During the second sub-frame period SF2, the first BDI gate timing control signal comprising the first gate start pulse GSPd and the first gate output enable signal GOEd as shown in FIG. 9B is applied to the second gate drive IC 732. Accordingly, the second gate drive IC 732 sequentially supplies the gate pulses having a pulse width by the substantially one horizontal period to the gate liens of the second block BL2 in response to the first gate start pulse GSPd and the first gate output enable signal GOEd. While the second block BL2 is being scanned, the source drive ICs alternately output the black gray voltage and the analog video data voltage in response to the BDI source output enable signal SOEb. Then, the gate pulses sequentially supplied to the gate lines of the second block BL2 are synchronized with the analog video data voltage outputted from the source drive ICs according to the first gate output enable signal GOEd. Accordingly, during the second sub-frame period SF2, the analog video data voltage is charged sequentially one line at a time in the second block BL2.
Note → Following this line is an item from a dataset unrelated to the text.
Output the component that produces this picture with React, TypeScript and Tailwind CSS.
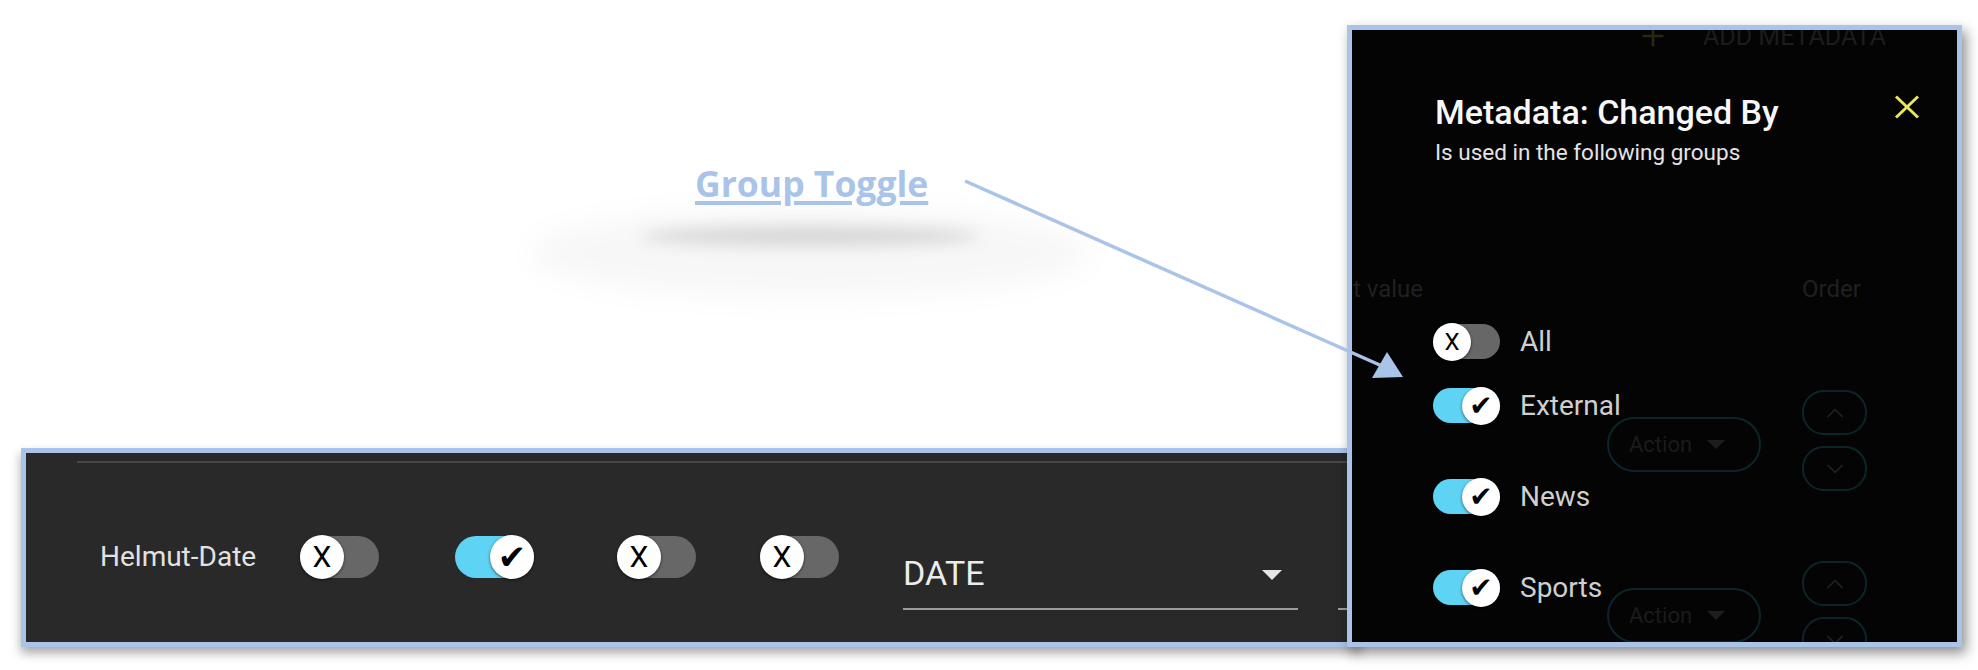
import { ChevronDown, ChevronUp, Plus } from "lucide-react";

const ui = "font-['Roboto','Liberation_Sans',sans-serif]";

function Knob({ on, small }: { on: boolean; small?: boolean }) {
  return (
    <div
      className={`flex shrink-0 items-center justify-center rounded-full bg-white shadow-[0_1px_3px_rgba(0,0,0,0.6)] ${
        small ? "w-[38px] h-[38px]" : "w-[44px] h-[44px]"
      }`}
    >
      {on ? (
        <span
          className={`font-['DejaVu_Sans',sans-serif] leading-none text-black ${
            small ? "text-[28px]" : "text-[34px]"
          }`}
        >
          ✔
        </span>
      ) : (
        <span
          className={`${ui} leading-none text-black ${small ? "text-[24px]" : "text-[30px]"}`}
        >
          X
        </span>
      )}
    </div>
  );
}

function Toggle({ on, small }: { on: boolean; small?: boolean }) {
  return (
    <div
      className={`flex shrink-0 items-center rounded-full ${on ? "justify-end bg-[#5fd3f3]" : "justify-start bg-[#676767]"} ${
        small ? "w-[67px] h-[35px]" : "w-[79px] h-[42px]"
      }`}
    >
      <Knob on={on} small={small} />
    </div>
  );
}

function BottomPanel() {
  return (
    <div className="ml-[21px] w-[1339px] h-[199px] border-[5px] border-[#a9c4e8] bg-[#292929] shadow-[0_6px_10px_rgba(0,0,0,0.35)] overflow-hidden">
      <div className="mt-[8px] ml-[51px] h-[2px] bg-[#474747]" />
      <div className="mt-[72px] h-[44px] flex items-center pl-[74px]">
        <div className={`${ui} w-[200px] shrink-0 whitespace-nowrap text-[28px] leading-none text-[#e2e2e2]`}>
          Helmut-Date
        </div>
        <div className="w-[155px] shrink-0">
          <Toggle on={false} />
        </div>
        <div className="w-[162px] shrink-0">
          <Toggle on />
        </div>
        <div className="w-[143px] shrink-0">
          <Toggle on={false} />
        </div>
        <div className="w-[143px] shrink-0">
          <Toggle on={false} />
        </div>
        <div className="self-start mt-[21px] w-[395px] shrink-0 flex items-start justify-between pb-[18px] pr-[16px] border-b-2 border-[#9b9b9b]">
          <span className={`${ui} text-[34px] leading-none text-[#ececec]`}>DATE</span>
          <span className="mt-[14px] w-0 h-0 border-l-[10px] border-r-[10px] border-t-[10px] border-l-transparent border-r-transparent border-t-[#e6e6e6]" />
        </div>
        <div className="self-start mt-[73px] ml-[40px] w-[200px] shrink-0 border-b-2 border-[#9b9b9b]" />
      </div>
    </div>
  );
}

function ActionPill({ className }: { className: string }) {
  return (
    <div
      className={`${className} w-[154px] h-[55px] shrink-0 flex items-center gap-[15px] pl-[20px] rounded-full border-2 border-[#0c252a]`}
    >
      <span className={`${ui} text-[22px] leading-none text-[#1b1b1b]`}>Action</span>
      <span className="w-0 h-0 border-l-[9px] border-r-[9px] border-t-[9px] border-l-transparent border-r-transparent border-t-[#1d1d1d]" />
    </div>
  );
}

function OrderButtons() {
  return (
    <div className="ml-[41px] flex shrink-0 flex-col gap-[11px]">
      <div className="w-[65px] h-[45px] flex items-center justify-center rounded-[22px] border-2 border-[#0c252a]">
        <ChevronUp size={28} strokeWidth={1.5} color="#222" />
      </div>
      <div className="w-[65px] h-[45px] flex items-center justify-center rounded-[22px] border-2 border-[#0c252a]">
        <ChevronDown size={28} strokeWidth={1.5} color="#222" />
      </div>
    </div>
  );
}

function DimmedTable() {
  return (
    <div className={`${ui} absolute inset-0 flex flex-col`}>
      <div className="-mt-[7px] h-[26px] flex items-center">
        <Plus className="ml-[285px]" size={32} strokeWidth={2} color="#28270f" />
        <span className="ml-[34px] text-[25px] leading-none text-[#1c1c1c]">ADD METADATA</span>
      </div>
      <div className="mt-[228px] h-[24px] flex items-center text-[24px] leading-none text-[#202020]">
        <div className="w-[71px] flex justify-end whitespace-nowrap">Default value</div>
        <div className="ml-[379px]">Order</div>
      </div>
      <div className="mt-[38px] w-[533px] h-px bg-[#121212]" />
      <div className="mt-[51px] flex items-start">
        <ActionPill className="mt-[27px] ml-[255px]" />
        <OrderButtons />
      </div>
      <div className="-mt-[3px] w-[170px] h-px bg-[#161616]" />
      <div className="mt-[37px] w-[533px] h-px bg-[#101010]" />
      <div className="mt-[36px] flex items-start">
        <ActionPill className="mt-[27px] ml-[255px]" />
        <OrderButtons />
      </div>
    </div>
  );
}

function GroupRow({ on, label, className }: { on: boolean; label: string; className: string }) {
  return (
    <div className={`${className} h-[38px] flex items-center gap-[20px] pl-[81px]`}>
      <Toggle on={on} small />
      <span className={`${ui} text-[28px] leading-none text-[#cfcfcf]`}>{label}</span>
    </div>
  );
}

function MetadataPopup() {
  return (
    <div className="absolute left-[1347px] top-[25px] w-[615px] h-[622px] border-[5px] border-[#a9c4e8] bg-[#040404] shadow-[4px_6px_12px_rgba(0,0,0,0.45)] overflow-hidden">
      <DimmedTable />
      <div className="relative">
        <div className="pt-[65px] pl-[83px] pr-[37px] flex items-start justify-between">
          <h2 className={`${ui} text-[34px] leading-none font-medium text-[#f7f7f7]`}>Metadata: Changed By</h2>
          <svg width="26" height="24" viewBox="0 0 26 24">
            <path d="M2 1.5 L24 22.5 M24 1.5 L2 22.5" stroke="#ece65a" strokeWidth="3" fill="none" />
          </svg>
        </div>
        <p className={`${ui} mt-[12px] pl-[83px] text-[22.5px] leading-none text-[#e4e4e4]`}>
          Is used in the following groups
        </p>
        <GroupRow className="mt-[159px]" on={false} label="All" />
        <GroupRow className="mt-[26px]" on label="External" />
        <GroupRow className="mt-[53px]" on label="News" />
        <GroupRow className="mt-[53px]" on label="Sports" />
      </div>
    </div>
  );
}

export default function App() {
  return (
    <div className="relative w-[1978px] h-[670px] bg-white overflow-hidden">
      <div className="absolute left-[530px] top-[208px] w-[560px] h-[90px] rounded-[50%] bg-black/[0.03] blur-[14px]" />
      <div className="absolute left-[640px] top-[226px] w-[340px] h-[20px] rounded-[50%] bg-black/[0.13] blur-[8px]" />

      <div className="relative flex flex-col">
        <div className="h-[448px] pt-[166px] pl-[695px]">
          <span className="font-['Open_Sans',sans-serif] text-[35.5px] leading-none font-bold text-[#a9c4e8] underline decoration-4 underline-offset-[4px]">
            Group Toggle
          </span>
        </div>
        <BottomPanel />
      </div>

      <MetadataPopup />

      <svg className="absolute inset-0 pointer-events-none" width="1978" height="670">
        <line x1="965" y1="181" x2="1382" y2="366" stroke="#a9c4e8" strokeWidth="3.5" />
        <polygon points="1403,377 1372,378 1387,352" fill="#a9c4e8" />
      </svg>
    </div>
  );
}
During the second sub-frame period SF2, the second BDI gate timing control signal includes the second gate start pulse GSPb and the second gate output enable signal GOEb as shown in FIG. 9 b is applied to the third gate drive IC 733. Then, the third gate drive IC 733 sequentially supplies gate pulses having a pulse width by a substantially N number of horizontal periods to the gate lines of the third block BL3 in response to the second gate start pulse GSPb and the second gate output enable signal GOEb. Among the N number of gate pulses supplied to the Nth gate line in the third block BL3, the remaining (N−1) number of gate pulses excluding the first gate pulse overlap with the (N−1) number of gate pulses which are first supplied to the (N+1)th gate line. While the third block BL3 is being scanned, the source drive ICs alternately output the black gray voltage and the analog video data voltage in response to the source output enable signal SOEb. At this time, the gate pulses sequentially supplied to the gate lines of the third block BL3 are synchronized with the black gray voltage outputted from the source drive ICs according to the second gate output enable signal GOEb. Thus, during the second sub-frame period SF2, the N number of lines, except for the (N−2) number of lines to which the gate pulses are first supplied, are simultaneously scanned to simultaneously charge the black gray voltage to the N number of lines.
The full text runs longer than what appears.